Hanoi shows retired legendary Vietnamese General Vo Nguyen Giap (centre), then 94 years old, greeted by an unidentified general as he arrives to attend a meeting to mark the 60th anniversary of the foundation of Vietnamese armed forces on Dec 20, 200
Hanoi shows retired legendary Vietnamese General Vo Nguyen Giap (centre), then 94 years old, greeted by an unidentified general as he arrives to attend a meeting to mark the 60th anniversary of the foundation of Vietnamese armed forces on Dec 20, 2004. United States Senator and former prisoner of war John McCain said on Oct 7, 2013, that Vietnam's willingness to suffer "immense casualties" was the linchpin in legendary Gen Giap's defeat of American forces. -- FILE PHOTO: AP

WASHINGTON (AFP) - United States (US) Senator and former prisoner of war John McCain said on Monday that Vietnam's willingness to suffer "immense casualties" was the linchpin in legendary General Vo Nguyen Giap's defeat of American forces.

Hours after the news of Gen Giap's death Friday at age 102, Mr McCain in a brief tweet praised the legendary general as a "brilliant military strategist" who once called the US an honorable enemy.

But in a Wall Street Journal op-ed, Mr McCain called into question the morality of the Vietnamese tactic, which he said Gen Giap executed with an "unbending will".

"It's hard to defend the morality of the strategy.
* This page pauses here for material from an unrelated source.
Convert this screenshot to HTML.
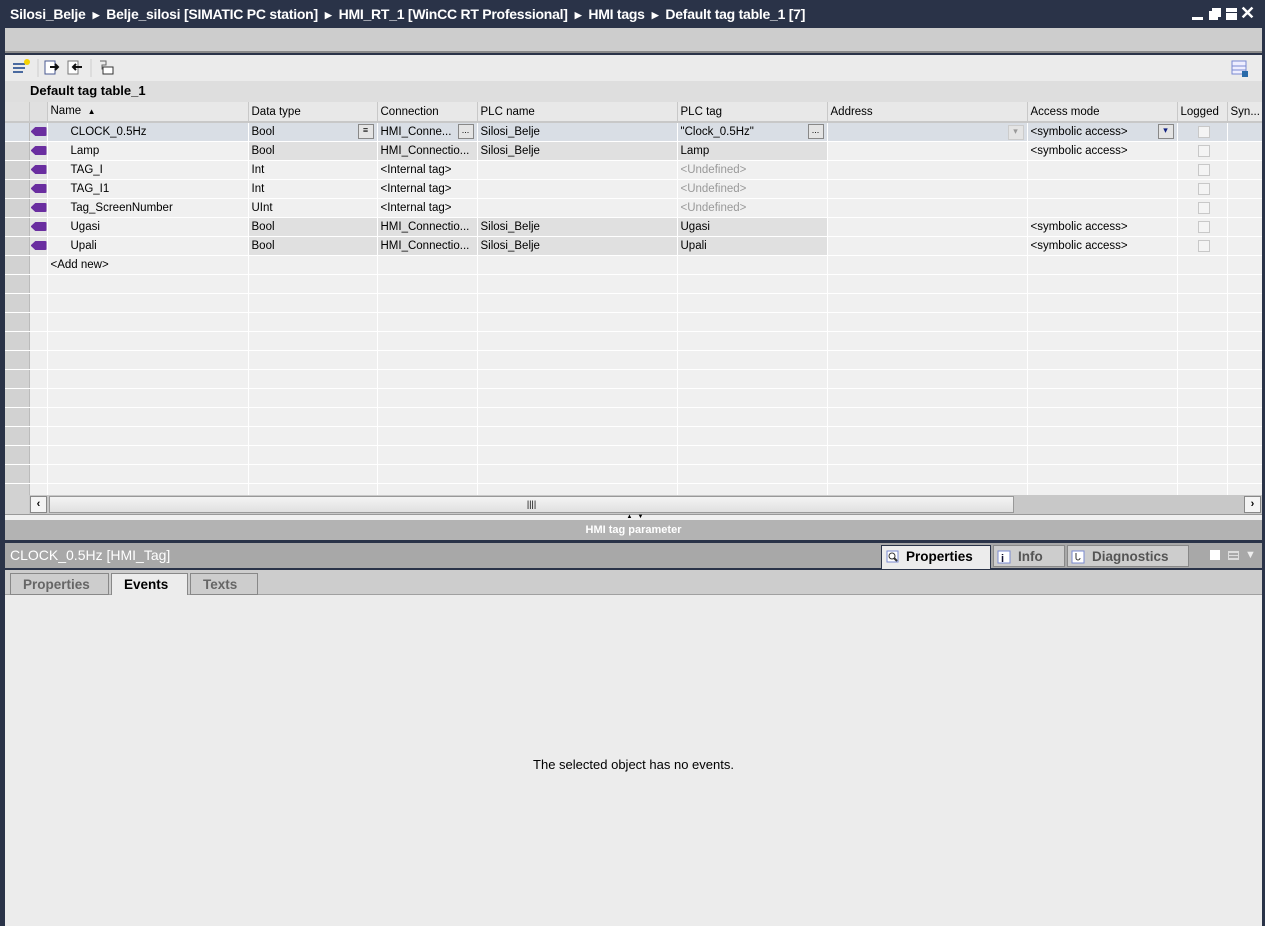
<!DOCTYPE html>
<html><head><meta charset="utf-8"><style>
*{box-sizing:border-box;margin:0;padding:0}
body{width:1265px;height:926px;overflow:hidden;background:#2a3348;font-family:"Liberation Sans",sans-serif;font-size:12px;color:#000;position:relative}
.abs{position:absolute}
#title{left:0;top:0;width:1265px;height:28px;color:#fff;font-size:14px;font-weight:bold;padding:6px 0 0 10px;letter-spacing:-0.25px;white-space:nowrap}
#title span.a{font-size:9px;margin:0 7px;position:relative;top:-1px}
#band{left:5px;top:28px;width:1257px;height:25px;background:#cdcdcd;border-bottom:2px solid #8a8a8a}
#tb{left:5px;top:55px;width:1257px;height:26px;background:#ebebeb}
#tt{left:5px;top:81px;width:1257px;height:21px;background:#dedede;font-weight:bold;font-size:13px;padding:2px 0 0 25px}
#grid{left:5px;top:102px;width:1257px;height:393px;overflow:hidden;background:#f0f0f0}
table{border-collapse:collapse;table-layout:fixed;width:1257px}
td{height:19px;line-height:18px;vertical-align:middle;border-right:1px solid #fff;border-bottom:1px solid #fff;padding:0 3px;white-space:nowrap;overflow:hidden;background:#f0f0f0;font-size:11.5px}
tr.h td{background:#e8e8e8;border-right:1px solid #c8c8c8;border-bottom:2px solid #c8c8c8;height:19px}
td.rh{background:#d2d2d2;border-right:1px solid #bbb}
td.ic{background:#e4e4e4;padding:0 1px}
td.g{background:#e0e0e0}
tr.sel td{background:#d9dee5}
td.u{color:#999}
.ico{display:inline-block;width:16px;height:9px;background:#6a2ea0;border-radius:1px 2px 2px 1px;position:relative;top:1px;clip-path:polygon(30% 0,100% 0,100% 100%,30% 100%,0 50%)}
.cb{display:inline-block;width:12px;height:12px;border:1px solid #c8c8c8;background:#f4f4f4;margin-left:17px;vertical-align:middle}
.btn{float:right;width:16px;height:15px;border:1px solid #888;background:#e4e4e4;font-size:9px;text-align:center;line-height:11px;margin-top:1px}
#sb{left:29px;top:495px;width:1233px;height:19px;background:#c8c8c8}
#spl{left:5px;top:514px;width:1257px;height:6px;background:#f0f0f0;border-top:1px solid #999}
#hp{left:5px;top:520px;width:1257px;height:20px;background:#b3b3b3;color:#fff;font-weight:bold;font-size:11px;text-align:center;padding-top:4px}
#ph{left:5px;top:543px;width:1257px;height:25px;background:#a8a8a8;color:#fff;font-size:14px;padding:4px 0 0 5px}
#tabs{left:5px;top:570px;width:1257px;height:25px;background:#cdcdcd;border-bottom:1px solid #a0a0a0}
.tab{position:absolute;top:3px;height:22px;border:1px solid #888;background:#cdcdcd;font-size:13.5px;font-weight:bold;color:#666;padding:3px 0 0 12px}
#content{left:5px;top:595px;width:1257px;height:331px;background:#ececec}
.ptab{position:absolute;top:3px;height:22px;font-size:13.5px;font-weight:bold;color:#333;padding:3px 0 0 24px;background:#cdcdcd;border:1px solid #888}
</style></head><body>
<div id="title" class="abs">Silosi_Belje<span class="a">▶</span>Belje_silosi [SIMATIC PC station]<span class="a">▶</span>HMI_RT_1 [WinCC RT Professional]<span class="a">▶</span>HMI tags<span class="a">▶</span>Default tag table_1 [7]</div>
<div class="abs" style="left:1192px;top:8px;width:60px;height:14px">
<div class="abs" style="left:0;top:9px;width:11px;height:3px;background:#fff"></div>
<div class="abs" style="left:17px;top:3px;width:9px;height:9px;background:#fff"></div><div class="abs" style="left:20px;top:0;width:9px;height:3px;background:#fff"></div><div class="abs" style="left:26px;top:0;width:3px;height:9px;background:#fff"></div>
<div class="abs" style="left:34px;top:0;width:11px;height:12px;background:#fff;border-top:3px solid #fff"><div style="margin-top:1px;height:1px;background:#2a3348"></div></div>
<div class="abs" style="left:48px;top:-4px;color:#fff;font-size:18px;font-weight:bold;line-height:18px">✕</div>
</div>
<div id="band" class="abs"></div>
<div id="tb" class="abs">
<svg width="110" height="26" style="position:absolute;left:5px;top:0">
<rect x="3" y="8" width="12" height="2" fill="#4a6aa0"/><rect x="3" y="12" width="12" height="2" fill="#4a6aa0"/><rect x="3" y="16" width="10" height="2" fill="#4a6aa0"/><circle cx="17" cy="7" r="3" fill="#f5d200"/>
<line x1="28" y1="4" x2="28" y2="22" stroke="#ccc"/>
<rect x="35" y="6" width="10" height="13" fill="#fff" stroke="#4a5a90"/><path d="M40 12h8M45 9l3 3-3 3" stroke="#111" stroke-width="2" fill="none"/>
<rect x="58" y="6" width="10" height="13" fill="#fff" stroke="#777"/><path d="M72 12h-9M66 9l-3 3 3 3" stroke="#111" stroke-width="2" fill="none"/>
<line x1="81" y1="4" x2="81" y2="22" stroke="#ccc"/>
<path d="M90 6h6v4h-4v4h10" stroke="#666" fill="none"/><rect x="93" y="12" width="10" height="7" fill="#fff" stroke="#333"/>
</svg>
<svg width="18" height="18" style="position:absolute;left:1226px;top:5px"><rect x="1" y="1" width="14" height="13" fill="#eef" stroke="#7a8ad0"/><line x1="1" y1="6" x2="15" y2="6" stroke="#7a8ad0"/><line x1="1" y1="10" x2="15" y2="10" stroke="#7a8ad0"/><rect x="11" y="11" width="6" height="6" fill="#2a6aa8"/></svg>
</div>
<div id="tt" class="abs">Default tag table_1</div>
<div id="grid" class="abs">
<table>
<colgroup><col style="width:24px"><col style="width:18px"><col style="width:201px"><col style="width:129px"><col style="width:100px"><col style="width:200px"><col style="width:150px"><col style="width:200px"><col style="width:150px"><col style="width:50px"><col style="width:35px"></colgroup>
<tr class="h"><td class="rh" style="background:#e0e0e0"></td><td style="background:#e0e0e0"></td><td>Name &nbsp;<span style="font-size:8px">▲</span></td><td>Data type</td><td>Connection</td><td>PLC name</td><td>PLC tag</td><td>Address</td><td>Access mode</td><td>Logged</td><td>Syn...</td></tr>
<tr class="sel"><td class="rh"></td><td class="ic"><span class="ico"></span></td><td style="padding-left:23px">CLOCK_0.5Hz</td><td>Bool<span class="btn">≡</span></td><td>HMI_Conne...<span class="btn">...</span></td><td>Silosi_Belje</td><td>"Clock_0.5Hz"<span class="btn">...</span></td><td><span class="btn" style="border-color:#ccc;color:#999">▾</span></td><td>&lt;symbolic access&gt;<span class="btn" style="color:#102080">▾</span></td><td><span class="cb"></span></td><td></td></tr>
<tr><td class="rh"></td><td class="ic"><span class="ico"></span></td><td style="padding-left:23px">Lamp</td><td class="g">Bool</td><td class="g">HMI_Connectio...</td><td class="g">Silosi_Belje</td><td class="g">Lamp</td><td></td><td>&lt;symbolic access&gt;</td><td><span class="cb"></span></td><td></td></tr>
<tr><td class="rh"></td><td class="ic"><span class="ico"></span></td><td style="padding-left:23px">TAG_I</td><td>Int</td><td>&lt;Internal tag&gt;</td><td></td><td class="u">&lt;Undefined&gt;</td><td></td><td></td><td><span class="cb"></span></td><td></td></tr>
<tr><td class="rh"></td><td class="ic"><span class="ico"></span></td><td style="padding-left:23px">TAG_I1</td><td>Int</td><td>&lt;Internal tag&gt;</td><td></td><td class="u">&lt;Undefined&gt;</td><td></td><td></td><td><span class="cb"></span></td><td></td></tr>
<tr><td class="rh"></td><td class="ic"><span class="ico"></span></td><td style="padding-left:23px">Tag_ScreenNumber</td><td>UInt</td><td>&lt;Internal tag&gt;</td><td></td><td class="u">&lt;Undefined&gt;</td><td></td><td></td><td><span class="cb"></span></td><td></td></tr>
<tr><td class="rh"></td><td class="ic"><span class="ico"></span></td><td style="padding-left:23px">Ugasi</td><td class="g">Bool</td><td class="g">HMI_Connectio...</td><td class="g">Silosi_Belje</td><td class="g">Ugasi</td><td></td><td>&lt;symbolic access&gt;</td><td><span class="cb"></span></td><td></td></tr>
<tr><td class="rh"></td><td class="ic"><span class="ico"></span></td><td style="padding-left:23px">Upali</td><td class="g">Bool</td><td class="g">HMI_Connectio...</td><td class="g">Silosi_Belje</td><td class="g">Upali</td><td></td><td>&lt;symbolic access&gt;</td><td><span class="cb"></span></td><td></td></tr>
<tr><td class="rh"></td><td class="ic" style="background:#f0f0f0"></td><td>&lt;Add new&gt;</td><td></td><td></td><td></td><td></td><td></td><td></td><td></td><td></td></tr>
<tr><td class="rh"></td><td></td><td></td><td></td><td></td><td></td><td></td><td></td><td></td><td></td><td></td></tr>
<tr><td class="rh"></td><td></td><td></td><td></td><td></td><td></td><td></td><td></td><td></td><td></td><td></td></tr>
<tr><td class="rh"></td><td></td><td></td><td></td><td></td><td></td><td></td><td></td><td></td><td></td><td></td></tr>
<tr><td class="rh"></td><td></td><td></td><td></td><td></td><td></td><td></td><td></td><td></td><td></td><td></td></tr>
<tr><td class="rh"></td><td></td><td></td><td></td><td></td><td></td><td></td><td></td><td></td><td></td><td></td></tr>
<tr><td class="rh"></td><td></td><td></td><td></td><td></td><td></td><td></td><td></td><td></td><td></td><td></td></tr>
<tr><td class="rh"></td><td></td><td></td><td></td><td></td><td></td><td></td><td></td><td></td><td></td><td></td></tr>
<tr><td class="rh"></td><td></td><td></td><td></td><td></td><td></td><td></td><td></td><td></td><td></td><td></td></tr>
<tr><td class="rh"></td><td></td><td></td><td></td><td></td><td></td><td></td><td></td><td></td><td></td><td></td></tr>
<tr><td class="rh"></td><td></td><td></td><td></td><td></td><td></td><td></td><td></td><td></td><td></td><td></td></tr>
<tr><td class="rh"></td><td></td><td></td><td></td><td></td><td></td><td></td><td></td><td></td><td></td><td></td></tr>
<tr><td class="rh"></td><td></td><td></td><td></td><td></td><td></td><td></td><td></td><td></td><td></td><td></td></tr>
</table></div>
<div class="abs" style="left:5px;top:495px;width:24px;height:19px;background:#d2d2d2"></div>
<div id="sb" class="abs">
<div class="abs" style="left:1px;top:1px;width:17px;height:17px;border:1px solid #888;background:#f4f4f4;font-size:11px;text-align:center;font-weight:bold;line-height:15px">‹</div>
<div class="abs" style="left:20px;top:1px;width:965px;height:17px;border:1px solid #999;background:linear-gradient(#f4f4f4,#e0e0e0);text-align:center;font-size:9px;line-height:15px">||||</div>
<div class="abs" style="left:1215px;top:1px;width:17px;height:17px;border:1px solid #888;background:#f4f4f4;font-size:11px;text-align:center;font-weight:bold;line-height:15px">›</div>
</div>
<div id="spl" class="abs"><div class="abs" style="left:600px;top:0;width:60px;height:5px;font-size:6px;text-align:center;line-height:5px">▲ &nbsp; ▼</div></div>
<div id="hp" class="abs">HMI tag parameter</div>
<div id="ph" class="abs">CLOCK_0.5Hz [HMI_Tag]</div>
<div class="ptab" style="left:881px;top:545px;width:110px;height:25px;background:#ececec;color:#000;border-color:#2a3348">Properties</div>
<div class="ptab" style="left:993px;top:545px;width:72px;color:#555">Info</div>
<div class="ptab" style="left:1067px;top:545px;width:122px;color:#555">Diagnostics</div>
<svg class="abs" style="left:886px;top:550px" width="14" height="14"><rect x="1" y="1" width="11" height="11" fill="#fff" stroke="#7a8ad0"/><circle cx="6" cy="6" r="3" fill="none" stroke="#333"/><line x1="8" y1="8" x2="11" y2="11" stroke="#333" stroke-width="2"/></svg>
<svg class="abs" style="left:997px;top:550px" width="14" height="14"><rect x="1" y="1" width="12" height="12" fill="#fff" stroke="#7a8ad0"/><text x="4" y="12" font-size="11" font-weight="bold" fill="#113">i</text></svg>
<svg class="abs" style="left:1071px;top:550px" width="14" height="14"><rect x="1" y="1" width="12" height="12" fill="#fff" stroke="#7a8ad0"/><path d="M5 3v5a2 2 0 004 0" stroke="#333" fill="none"/></svg>
<div class="abs" style="left:1210px;top:550px;width:10px;height:10px;background:#fff"></div>
<div class="abs" style="left:1228px;top:551px;width:11px;height:9px;border:1px solid #ddd;background:repeating-linear-gradient(#ddd 0 1px,transparent 1px 3px)"></div>
<div class="abs" style="left:1245px;top:549px;color:#eee;font-size:11px">▼</div>
<div id="tabs" class="abs">
<div class="tab" style="left:5px;width:99px">Properties</div>
<div class="tab" style="left:106px;width:77px;background:#ececec;color:#000;height:23px">Events</div>
<div class="tab" style="left:185px;width:68px">Texts</div>
</div>
<div id="content" class="abs"><div class="abs" style="left:0;top:162px;width:1257px;text-align:center;font-size:13px">The selected object has no events.</div></div>
</body></html>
But you can't deny its success," wrote Mr McCain.

"Giap was a master of logistics, but his reputation rests on more than that," he added. "His victories were achieved by a patient strategy that he and Ho Chi Minh were convinced would succeed - an unwavering resolve to suffer immense casualties and the near total destruction of their country to defeat any adversary, no matter how powerful."

"'You will kill 10 of us, we will kill one of you,' Mr Ho told the French, 'but in the end, you will tire of it first.'"

Gen Giap's near-mythic victory over the French in 1954's siege at Dien Bien Phu ended Paris's rule in Indochina and precipitated nearly two decades of US involvement in Vietnam. The general then used similar tactics to wear down the Americans.

"The US never lost a battle against North Vietnam, but it lost the war. Countries, not just their armies, win wars," Mr McCain said.

"Giap understood that. We didn't. Americans tired of the dying and the killing before the Vietnamese did."

Mr McCain spent five and a half years as a POW, enduring torture and solitary confinement.

Perhaps because Mr McCain was son of the commander of all US forces in the Pacific, Gen Giap paid him a visit in hospital after his US Navy jet was shot down while on a bombing mission over Hanoi in 1967.

"He stayed only a few moments, staring at me, then left without saying a word," Mr McCain wrote.

The American met Gen Giap again in the early 1990s on a return trip to Hanoi as a senator seeking ways to normalise relations.

"Both of us clasped each other's shoulders as if we were reunited comrades rather than former enemies," Mr McCain said.

He wanted to discuss Gen Giap's historical role in the wars. The general answered only briefly, then brushed the queries aside saying that was all in the past, according to Mr McCain.

"We stood up, shook hands, and as I turned to leave, he grasped my arm, and said softly, 'you were an honorable enemy'."